Ces collines semi-désertiques, à végétation rase, sont bien visibles depuis la D. 117, de La Bastide à Foix, à la hauteur du hameau de Montels, et sur la route d'Unjat, d'où l'on voit sa petite chapelle se dresser fièrement sur une de ces collines.Tout ce secteur est entaillé par les profondes tranchées d'exploitation de la bauxite, qui forment de grandes saignées rougeâtres le long des collines, du Pouech à Cadarcet.
Aujourd'hui, la bauxite n'est plus exploitée. Elle a été exploitée dès le début du XX° siècle pour l'aluminium, puis plus tard pour la fabrication de ciments alumineux (1970 – 1980).
En 1950, un tir de mine en galerie ouvrait cette importante cavité « géode »…
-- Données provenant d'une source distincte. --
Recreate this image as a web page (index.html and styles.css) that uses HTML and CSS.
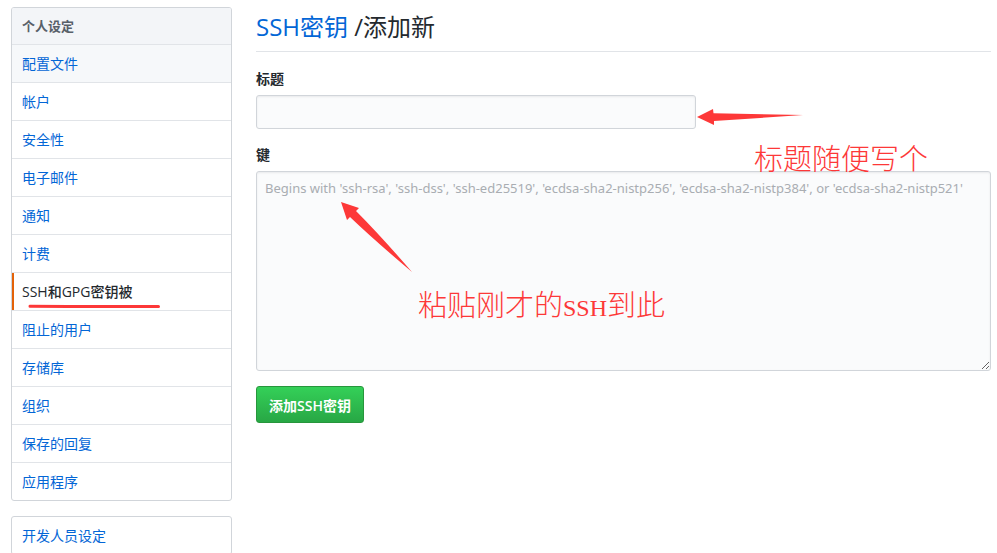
FILE: index.html
```html
<!DOCTYPE html>
<html lang="zh-CN">
<head>
<meta charset="utf-8">
<meta name="viewport" content="width=device-width, initial-scale=1">
<title>SSH密钥</title>
<link rel="stylesheet" href="styles.css">
</head>
<body>
<div class="page">
  <aside class="sidebar">
    <nav class="menu" aria-labelledby="menu-heading">
      <h2 class="menu-heading" id="menu-heading">个人设定</h2>
      <a class="menu-item hovered" href="#">配置文件</a>
      <a class="menu-item" href="#">帐户</a>
      <a class="menu-item" href="#">安全性</a>
      <a class="menu-item" href="#">电子邮件</a>
      <a class="menu-item" href="#">通知</a>
      <a class="menu-item" href="#">计费</a>
      <a class="menu-item selected" href="#" aria-current="page">SSH和GPG密钥被
        <svg class="underline" viewBox="0 0 133 5" aria-hidden="true"><path d="M2 2.2 L40 2.6 L80 2.4 L130.500 2.4" /></svg>
      </a>
      <a class="menu-item" href="#">阻止的用户</a>
      <a class="menu-item" href="#">存储库</a>
      <a class="menu-item" href="#">组织</a>
      <a class="menu-item" href="#">保存的回复</a>
      <a class="menu-item" href="#">应用程序</a>
    </nav>
    <nav class="menu">
      <a class="menu-item" href="#">开发人员设定</a>
    </nav>
  </aside>
  <main class="content">
    <h1 class="title"><a href="#">SSH密钥</a> /添加新</h1>
    <form class="key-form">
      <div class="field">
        <label for="key-title">标题</label>
        <div class="title-row">
          <input class="control title-input" id="key-title" type="text">
          <svg class="arrow-left" viewBox="0 0 106 18" aria-hidden="true"><path d="M0 9 L16 1 L16.500 5.300 L106 7 L17 13 L17 17 Z"/></svg>
          <span class="note title-note">标题随便写个</span>
        </div>
      </div>
      <div class="field key-field">
        <label for="key-body">键</label>
        <textarea class="control key-input" id="key-body" placeholder="Begins with 'ssh-rsa', 'ssh-dss', 'ssh-ed25519', 'ecdsa-sha2-nistp256', 'ecdsa-sha2-nistp384', or 'ecdsa-sha2-nistp521'"></textarea>
        <svg class="arrow-up" viewBox="0 0 71 70" aria-hidden="true"><path d="M0 0 L18 6 L15 9 Q39 33 71 70 Q33 38 9 15 L6 18 Z"/></svg>
        <span class="note key-note">粘贴刚才的<span class="latin">SSH</span>到此</span>
      </div>
      <button class="submit" type="button">添加SSH密钥</button>
    </form>
  </main>
</div>
</body>
</html>
```
FILE: styles.css
```css
* { box-sizing: border-box; }

body {
  margin: 0;
  background: #fff;
  color: #24292e;
  font: 14px/20px "Open Sans", "Noto Sans CJK SC", sans-serif;
}

a { color: #0366d6; text-decoration: none; }

.page {
  display: flex;
  align-items: flex-start;
  gap: 24px;
  padding: 7px 6px 0 11px;
}

.sidebar { flex: 0 0 221px; }

.menu {
  margin-bottom: 15px;
  border: 1px solid #d1d5da;
  border-radius: 3px;
  overflow: hidden;
}

.menu-heading,
.menu-item {
  display: block;
  margin: 0;
  padding: 9px 10px 8px;
  border-bottom: 1px solid #e1e4e8;
}

.menu-heading {
  padding: 8px 10px;
  background: #f3f5f8;
  color: #586069;
  font-size: 13px;
  font-weight: 600;
  line-height: 20px;
}

.menu-item:last-child { border-bottom: 0; }
.menu-item.hovered { background: #f6f8fa; }

.menu-item.selected {
  position: relative;
  color: #24292e;
  font-weight: 500;
  box-shadow: inset 2px 0 #e36209;
}

.underline {
  position: absolute;
  left: 16px;
  bottom: 1px;
  width: 133px;
  height: 5px;
  fill: none;
  stroke: #fd3838;
  stroke-width: 3;
  stroke-linecap: round;
}

.content { flex: 1; min-width: 0; }

.title {
  margin: 0 0 17px;
  padding: 2px 0 6px;
  border-bottom: 1px solid #e1e4e8;
  font-size: 24px;
  font-weight: 400;
  line-height: 36px;
}

.field { margin-bottom: 16px; }
.key-field { position: relative; margin-bottom: 15px; }

.field label {
  display: block;
  margin-bottom: 6px;
  font-weight: 600;
}

.title-row { position: relative; z-index: 1; }

.control {
  display: block;
  margin: 0;
  padding: 6px 8px;
  border: 1px solid #d1d5da;
  border-radius: 3px;
  background: #fafbfc;
  box-shadow: inset 0 1px 2px rgba(27, 31, 35, 0.075);
  color: #24292e;
  font: inherit;
}

.control::placeholder { color: #a9adb2; opacity: 1; }

.title-input { width: 440px; max-width: 100%; height: 34px; }

.key-input {
  width: 100%;
  height: 200px;
  font-family: "Noto Sans", "Noto Sans CJK SC", sans-serif;
  font-size: 13px;
  resize: vertical;
}

.submit {
  padding: 9px 12px 6px;
  border: 1px solid #27963c;
  border-radius: 3px;
  background: linear-gradient(#34d058, #28a745);
  color: #fff;
  font: 600 14px/20px "Open Sans", "Noto Sans CJK SC", sans-serif;
}

.note {
  position: absolute;
  color: #fd3838;
  font: 29px/36px "Liberation Serif", "Noto Sans CJK SC", serif;
  font-weight: 300;
  white-space: nowrap;
  pointer-events: none;
}

.latin { font-size: 24px; }

.title-note { left: 498px; top: 47px; }
.key-note { left: 162px; top: 143px; }

.arrow-left,
.arrow-up {
  position: absolute;
  fill: #fd3838;
  pointer-events: none;
}

.arrow-left { left: 441px; top: 13px; width: 106px; height: 18px; }
.arrow-up { left: 85px; top: 57px; width: 71px; height: 70px; }
```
APERÇU GEOGRAPHIQUE ET GEOLOGIQUE
Le Séronais appartient au grand système hydrographique de la Garonne, qui draine tout le sud-ouest de la France, et plus particulièrement au système de l'Arize, affluent de l'Ariège qui rejoint elle-même la Garonne en amont de Toulouse.Le secteur du Pouech d'Unjat n'est drainé que par un seul cours d'eau actif, le ruisseau de l'Aujole qui longe le flanc sud du massif, et rejoint l'Arize à La Bastide-de-Sérou.
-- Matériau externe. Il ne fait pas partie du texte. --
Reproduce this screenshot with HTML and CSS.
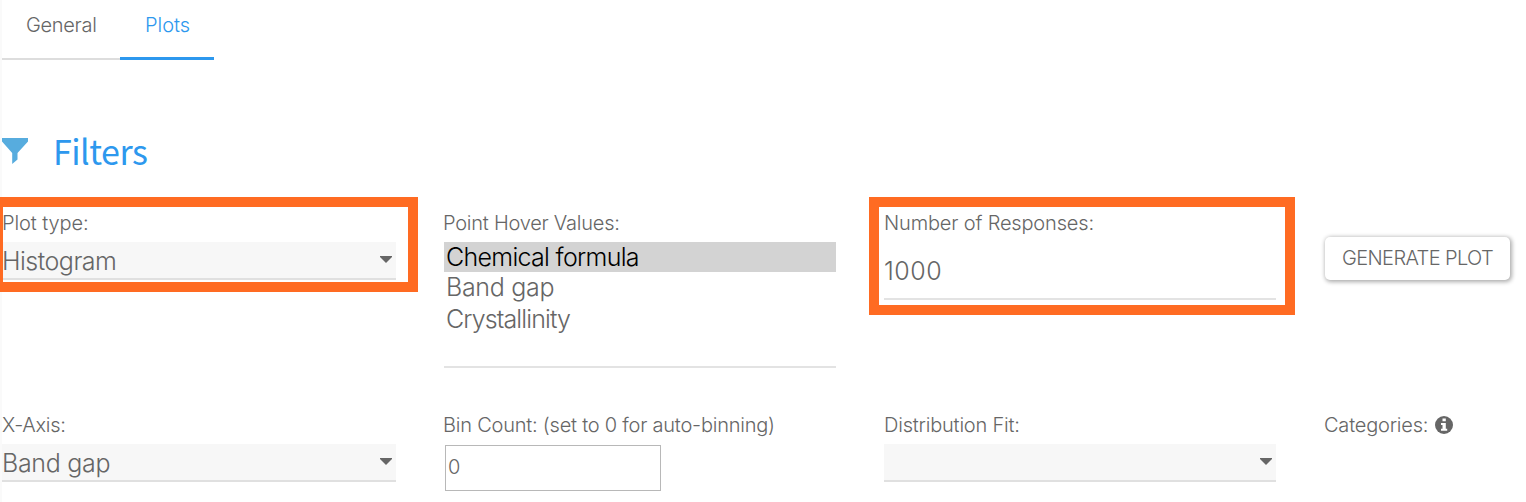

Fig. 1 : La galerie amont creusée au dépend d'un joint de stratification dans les calcaires urgo-aptiens. |
Bien que localement soumise à un climat de type méditerranéen, la région subit l'influence des plateaux et montagnes environnants. L'hiver y est froid, l'été chaud. La pluviosité est importante au printemps et à la fin de l'été. Ce climat retentit sur le régime des cours d'eau ; ainsi, si l'Aujole coule toute l'année, son débit d'étiage est assez faible. Tous les petits ruisseaux qui alimentent les pertes du système tarissent en été ; par contre, les résurgences sont actives toute l'année, avec un débit variant d'une cinquantaine à une dizaine de litres par seconde (beaucoup plus en période de crue notamment pour les résurgences de Riou Sarclès et Nascouil).
L'ensemble constitue un aquifère karstique recélant une nappe phréatique libre.
Le substratum imperméable est formé par les marnes liasiques. La roche réservoir est un calcaire à faciès urgonien ou une dolomie cristalline. Ces roches sont fortement diaclasées, d'où une importante perméabilité de fissures ou « perméabilité en grand ».
Le sous-bassin du Riou Sarclès est le principal réseau hydrographique du secteur, puisqu'il contient le cours souterrain de la rivière du Pouech. Il comprend de nombreuses pertes : Planes, Fajou, Matet, La Plaigne, toutes temporaires.
La rivière du Pouech est connue dans le nouveau réseau : Galerie du Riou Sarclès à l'aval, Galerie des Laminoirs à l'amont.
Si l'aval est fermé par un siphon, l'amont laisse accès aux réseaux des pertes, et des jonctions doivent pouvoir être faites au Fajou et avec le gouffre-perte des Matets ; l'une d'elle a été réalisée avec le réseau Planes-Gouzis (septembre 1980) et une ouverture récente par la surface a été effectuée en 2007 (laminoirs).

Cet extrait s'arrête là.